National Center for Atmospheric Research
Climate change is, and will continue to be, an important policy and planning concern for cities around the world. Even as action at the federal level stalls in many countries, cities are taking steps to reduce carbon emissions and adapt to the consequences of climate change. Given the variability of capacities and exposures in urban populations and existing development challenges in cities it is critical that the processes and outcomes of urban climate planning are just – meaning they include and provide benefits for urban disadvantaged communities. However, previous research has shown that there are a range of mechanisms that inhibit the advancement of justice in cities. In this paper I examine four mechanisms – the political economy of poverty, thick injustice, technocratic governance, and institutional capacities – and the role they may play in urban climate planning.
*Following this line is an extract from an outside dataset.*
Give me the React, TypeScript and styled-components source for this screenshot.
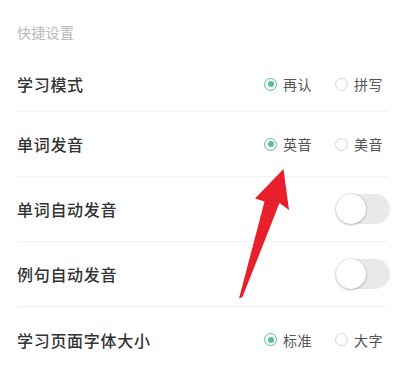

I then identify some of the critical gaps in our understanding of what these mechanisms of injustice mean for urban climate planning and present opportunities for research moving forward.
Cities and Climate Change
Climate change can be defined as, “a significant change (such as a change having important economic, environmental and social effects) in the mean values of a meteorological element (in particular temperature or amount of precipitation) in the course of a certain period of time, where the means are taken over periods of the order of a decade or longer (National Snow and Ice Data Center 2012)”. The drivers of climate change are in part anthropogenic and include increased carbon dioxide levels from fossil fuel consumption, the release of atmospheric aerosols and ozone depletion, and shifts in the carbon cycle due to deforestation. Climate change policy and planning, therefore, is aimed at addressing the causes and consequences of long-term shifts in temperature and precipitation patterns – shifts that will significantly affect our economy, environment, and communities.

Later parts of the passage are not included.